▶

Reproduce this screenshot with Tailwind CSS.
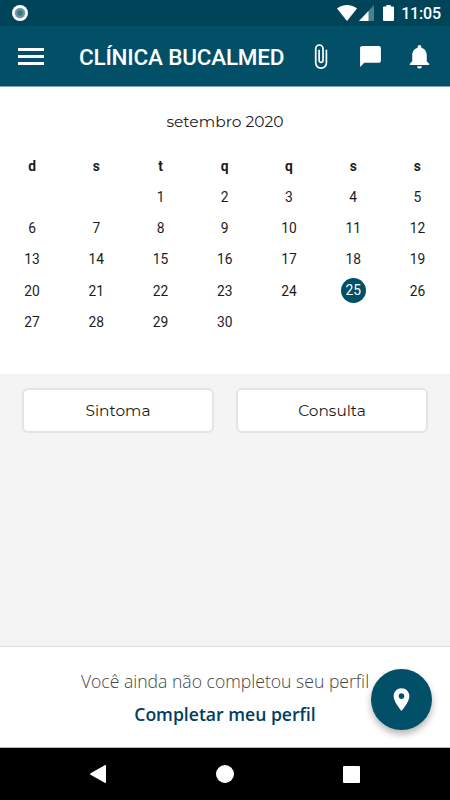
<!DOCTYPE html>
<html lang="pt-BR">

<head>
  <meta charset="UTF-8">
  <meta name="viewport" content="width=device-width, initial-scale=1.0">
  <script src="https://cdn.jsdelivr.net/npm/@tailwindcss/browser@4"></script>
  <title>Clínica Bucalmed</title>
</head>

<body class="bg-black">
  <div class="w-[450px] h-[800px] flex flex-col overflow-hidden font-['Roboto',sans-serif] text-[#1c1c1c]">

    <!-- status bar -->
    <div class="h-[26px] shrink-0 bg-[#00445a] flex items-center justify-between pl-3 pr-[9px] text-white">
      <svg class="size-4" viewBox="0 0 16 16">
        <circle cx="8" cy="8" r="8" fill="#fff" />
        <circle cx="8" cy="8" r="5.2" fill="#6d96a5" />
        <circle cx="8" cy="8" r="2.8" fill="#3f7386" />
      </svg>
      <div class="flex items-center">
        <svg class="w-5 h-4" viewBox="0 0 20 16" fill="#fff">
          <path d="M10 16L0 3.6C2.8 1.3 6.2 0 10 0s7.2 1.3 10 3.6z" />
        </svg>
        <svg class="w-[15px] h-4 ml-0.5" viewBox="0 0 15 16">
          <path d="M15 0v16H0z" fill="#4d7f91" />
          <path d="M9.5 5.9V16H0z" fill="#fff" />
        </svg>
        <svg class="w-[11px] h-4 ml-[9px]" viewBox="0 0 11 16" fill="#fff">
          <path d="M3.3 0h4.4v1.5H10a1 1 0 0 1 1 1V15a1 1 0 0 1-1 1H1a1 1 0 0 1-1-1V2.500a1 1 0 0 1 1-1h2.300z" />
        </svg>
        <span class="ml-[7px] text-base font-medium leading-none mt-0.5 tracking-[-0.15px]">11:05</span>
      </div>
    </div>

    <!-- app bar -->
    <header class="h-[61px] shrink-0 bg-[#015068] flex items-center pl-[18px] pr-4 text-white border-b border-[#7fa4b2]">
      <div class="flex flex-col gap-1 w-[26px] mt-px">
        <div class="h-[3px] bg-white"></div>
        <div class="h-[3px] bg-white"></div>
        <div class="h-[3px] bg-white"></div>
      </div>
      <h1 class="w-[227px] pl-[35px] mt-[3px] text-[22.500px] font-medium leading-none tracking-[-0.2px] whitespace-nowrap">CLÍNICA BUCALMED</h1>
      <div class="flex flex-1 items-center justify-between pl-[36px]">
        <svg class="size-[27px]" viewBox="0 0 24 24" fill="#fff">
          <path d="M16.500 6v11.500c0 2.210-1.790 4-4 4s-4-1.790-4-4V5c0-1.380 1.120-2.500 2.500-2.500s2.500 1.120 2.500 2.500v10.500c0 .55-.45 1-1 1s-1-.45-1-1V6H10v9.500c0 1.380 1.120 2.500 2.500 2.500s2.500-1.120 2.500-2.500V5c0-2.210-1.790-4-4-4S7 2.790 7 5v12.500c0 3.040 2.460 5.500 5.500 5.500s5.500-2.460 5.500-5.500V6h-1.500z" />
        </svg>
        <svg class="size-[25px] ml-0.5 mt-px" viewBox="0 0 24 24" fill="#fff">
          <path d="M20 2H4c-1.100 0-2 .9-2 2v18l4-4h14c1.100 0 2-.9 2-2V4c0-1.100-.9-2-2-2z" />
        </svg>
        <svg class="size-[29px]" viewBox="0 0 24 24" fill="#fff">
          <path d="M12 22c1.100 0 2-.9 2-2h-4c0 1.100.9 2 2 2zm6-6v-5c0-3.070-1.640-5.640-4.500-6.320V4c0-.83-.67-1.500-1.500-1.500s-1.500.67-1.500 1.500v.68C7.630 5.360 6 7.920 6 11v5l-2 2v1h16v-1l-2-2z" />
        </svg>
      </div>
    </header>

    <!-- calendar -->
    <section class="h-[287px] shrink-0 bg-white pt-[23px]">
      <h2 class="h-6 leading-6 text-center font-['Montserrat',sans-serif] text-[15.500px]">setembro 2020</h2>
      <div class="mt-[16.500px] w-[449.500px] grid grid-cols-7 auto-rows-[31.200px] items-center text-center text-[13.800px]" id="calendar">
        <div class="font-bold">d</div>
        <div class="font-bold">s</div>
        <div class="font-bold">t</div>
        <div class="font-bold">q</div>
        <div class="font-bold">q</div>
        <div class="font-bold">s</div>
        <div class="font-bold">s</div>
      </div>
    </section>

    <!-- actions -->
    <main class="flex-1 bg-[#f4f4f4] px-[22px] pt-[13.500px]">
      <div class="grid grid-cols-2 gap-[22px] font-['Montserrat',sans-serif] text-[15.400px]">
        <button class="h-[45px] pt-0.5 bg-white border-2 border-[#e4e4e4] rounded-md">Sintoma</button>
        <button class="h-[45px] pt-0.5 bg-white border-2 border-[#e4e4e4] rounded-md">Consulta</button>
      </div>
    </main>

    <!-- profile notice -->
    <footer class="relative h-[102px] shrink-0 bg-white border-t border-[#dedede] border-b border-b-[#b5b5b5] pt-[21px] text-center font-['Open_Sans',sans-serif]">
      <p class="text-[17.600px] leading-[26px] font-light text-[#444]">Você ainda não completou seu perfil</p>
      <a href="#" class="block mt-[7px] text-[17.600px] leading-[26px] font-semibold text-[#003d63]">Completar meu perfil</a>
      <button class="absolute right-[18px] top-[22px] size-[61px] rounded-full bg-[#015068] shadow-[0_4px_7px_rgba(0,0,0,0.3)] flex items-center justify-center">
        <svg class="size-[27px]" viewBox="0 0 24 24" fill="#fff">
          <path d="M12 2C8.130 2 5 5.130 5 9c0 5.250 7 13 7 13s7-7.750 7-13c0-3.870-3.130-7-7-7zm0 9.500c-1.380 0-2.500-1.120-2.500-2.500s1.120-2.500 2.500-2.500 2.500 1.120 2.500 2.500-1.120 2.500-2.500 2.500z" />
        </svg>
      </button>
    </footer>

    <!-- system navigation -->
    <nav class="h-[52px] shrink-0 bg-black flex items-center justify-between px-[90px]">
      <svg class="w-4 h-[18px]" viewBox="0 0 16 18" fill="#fff">
        <path d="M.5 8.300L15.200 0q.8-.2.8.7v16.600q0 .9-.8.7L.5 9.700q-.8-.7 0-1.400z" />
      </svg>
      <div class="size-[18px] rounded-full bg-white"></div>
      <div class="size-[17px] rounded-[1px] bg-white"></div>
    </nav>
  </div>

  <script>
    const calendar = document.getElementById('calendar')
    const today = 25

    // the month starts on a tuesday
    for (let i = 0; i < 2; i++) {
      calendar.appendChild(document.createElement('div'))
    }

    for (let day = 1; day <= 30; day++) {
      const cell = document.createElement('div')
      cell.textContent = day
      if (day === today) {
        cell.className = 'size-[25px] leading-[25px] mx-auto rounded-full bg-[#015068] text-white'
      }
      calendar.appendChild(cell)
    }
  </script>
</body>

</html>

◀

Set exercise: Print out the lines exactly, skipping any picture.

Solution below:
Reproduce this screenshot with Tailwind CSS.
<!DOCTYPE html>
<html lang="pt-BR">

<head>
  <meta charset="UTF-8">
  <meta name="viewport" content="width=device-width, initial-scale=1.0">
  <script src="https://cdn.jsdelivr.net/npm/@tailwindcss/browser@4"></script>
  <title>Clínica Bucalmed</title>
</head>

<body class="bg-black">
  <div class="w-[450px] h-[800px] flex flex-col overflow-hidden font-['Roboto',sans-serif] text-[#1c1c1c]">

    <!-- status bar -->
    <div class="h-[26px] shrink-0 bg-[#00445a] flex items-center justify-between pl-3 pr-[9px] text-white">
      <svg class="size-4" viewBox="0 0 16 16">
        <circle cx="8" cy="8" r="8" fill="#fff" />
        <circle cx="8" cy="8" r="5.2" fill="#6d96a5" />
        <circle cx="8" cy="8" r="2.8" fill="#3f7386" />
      </svg>
      <div class="flex items-center">
        <svg class="w-5 h-4" viewBox="0 0 20 16" fill="#fff">
          <path d="M10 16L0 3.6C2.8 1.3 6.2 0 10 0s7.2 1.3 10 3.6z" />
        </svg>
        <svg class="w-[15px] h-4 ml-0.5" viewBox="0 0 15 16">
          <path d="M15 0v16H0z" fill="#4d7f91" />
          <path d="M9.5 5.9V16H0z" fill="#fff" />
        </svg>
        <svg class="w-[11px] h-4 ml-[9px]" viewBox="0 0 11 16" fill="#fff">
          <path d="M3.3 0h4.4v1.5H10a1 1 0 0 1 1 1V15a1 1 0 0 1-1 1H1a1 1 0 0 1-1-1V2.500a1 1 0 0 1 1-1h2.300z" />
        </svg>
        <span class="ml-[7px] text-base font-medium leading-none mt-0.5 tracking-[-0.15px]">11:05</span>
      </div>
    </div>

    <!-- app bar -->
    <header class="h-[61px] shrink-0 bg-[#015068] flex items-center pl-[18px] pr-4 text-white border-b border-[#7fa4b2]">
      <div class="flex flex-col gap-1 w-[26px] mt-px">
        <div class="h-[3px] bg-white"></div>
        <div class="h-[3px] bg-white"></div>
        <div class="h-[3px] bg-white"></div>
      </div>
      <h1 class="w-[227px] pl-[35px] mt-[3px] text-[22.500px] font-medium leading-none tracking-[-0.2px] whitespace-nowrap">CLÍNICA BUCALMED</h1>
      <div class="flex flex-1 items-center justify-between pl-[36px]">
        <svg class="size-[27px]" viewBox="0 0 24 24" fill="#fff">
          <path d="M16.500 6v11.500c0 2.210-1.790 4-4 4s-4-1.790-4-4V5c0-1.380 1.120-2.500 2.500-2.500s2.500 1.120 2.500 2.500v10.500c0 .55-.45 1-1 1s-1-.45-1-1V6H10v9.500c0 1.380 1.120 2.500 2.500 2.500s2.500-1.120 2.500-2.500V5c0-2.210-1.790-4-4-4S7 2.790 7 5v12.500c0 3.040 2.460 5.500 5.500 5.500s5.500-2.460 5.500-5.500V6h-1.500z" />
        </svg>
        <svg class="size-[25px] ml-0.5 mt-px" viewBox="0 0 24 24" fill="#fff">
          <path d="M20 2H4c-1.100 0-2 .9-2 2v18l4-4h14c1.100 0 2-.9 2-2V4c0-1.100-.9-2-2-2z" />
        </svg>
        <svg class="size-[29px]" viewBox="0 0 24 24" fill="#fff">
          <path d="M12 22c1.100 0 2-.9 2-2h-4c0 1.100.9 2 2 2zm6-6v-5c0-3.070-1.640-5.640-4.500-6.320V4c0-.83-.67-1.500-1.500-1.500s-1.500.67-1.500 1.500v.68C7.630 5.360 6 7.920 6 11v5l-2 2v1h16v-1l-2-2z" />
        </svg>
      </div>
    </header>

    <!-- calendar -->
    <section class="h-[287px] shrink-0 bg-white pt-[23px]">
      <h2 class="h-6 leading-6 text-center font-['Montserrat',sans-serif] text-[15.500px]">setembro 2020</h2>
      <div class="mt-[16.500px] w-[449.500px] grid grid-cols-7 auto-rows-[31.200px] items-center text-center text-[13.800px]" id="calendar">
        <div class="font-bold">d</div>
        <div class="font-bold">s</div>
        <div class="font-bold">t</div>
        <div class="font-bold">q</div>
        <div class="font-bold">q</div>
        <div class="font-bold">s</div>
        <div class="font-bold">s</div>
      </div>
    </section>

    <!-- actions -->
    <main class="flex-1 bg-[#f4f4f4] px-[22px] pt-[13.500px]">
      <div class="grid grid-cols-2 gap-[22px] font-['Montserrat',sans-serif] text-[15.400px]">
        <button class="h-[45px] pt-0.5 bg-white border-2 border-[#e4e4e4] rounded-md">Sintoma</button>
        <button class="h-[45px] pt-0.5 bg-white border-2 border-[#e4e4e4] rounded-md">Consulta</button>
      </div>
    </main>

    <!-- profile notice -->
    <footer class="relative h-[102px] shrink-0 bg-white border-t border-[#dedede] border-b border-b-[#b5b5b5] pt-[21px] text-center font-['Open_Sans',sans-serif]">
      <p class="text-[17.600px] leading-[26px] font-light text-[#444]">Você ainda não completou seu perfil</p>
      <a href="#" class="block mt-[7px] text-[17.600px] leading-[26px] font-semibold text-[#003d63]">Completar meu perfil</a>
      <button class="absolute right-[18px] top-[22px] size-[61px] rounded-full bg-[#015068] shadow-[0_4px_7px_rgba(0,0,0,0.3)] flex items-center justify-center">
        <svg class="size-[27px]" viewBox="0 0 24 24" fill="#fff">
          <path d="M12 2C8.130 2 5 5.130 5 9c0 5.250 7 13 7 13s7-7.750 7-13c0-3.870-3.130-7-7-7zm0 9.500c-1.380 0-2.500-1.120-2.500-2.500s1.120-2.500 2.500-2.500 2.500 1.120 2.500 2.500-1.120 2.500-2.500 2.500z" />
        </svg>
      </button>
    </footer>

    <!-- system navigation -->
    <nav class="h-[52px] shrink-0 bg-black flex items-center justify-between px-[90px]">
      <svg class="w-4 h-[18px]" viewBox="0 0 16 18" fill="#fff">
        <path d="M.5 8.300L15.200 0q.8-.2.8.7v16.600q0 .9-.8.7L.5 9.700q-.8-.7 0-1.400z" />
      </svg>
      <div class="size-[18px] rounded-full bg-white"></div>
      <div class="size-[17px] rounded-[1px] bg-white"></div>
    </nav>
  </div>

  <script>
    const calendar = document.getElementById('calendar')
    const today = 25

    // the month starts on a tuesday
    for (let i = 0; i < 2; i++) {
      calendar.appendChild(document.createElement('div'))
    }

    for (let day = 1; day <= 30; day++) {
      const cell = document.createElement('div')
      cell.textContent = day
      if (day === today) {
        cell.className = 'size-[25px] leading-[25px] mx-auto rounded-full bg-[#015068] text-white'
      }
      calendar.appendChild(cell)
    }
  </script>
</body>

</html>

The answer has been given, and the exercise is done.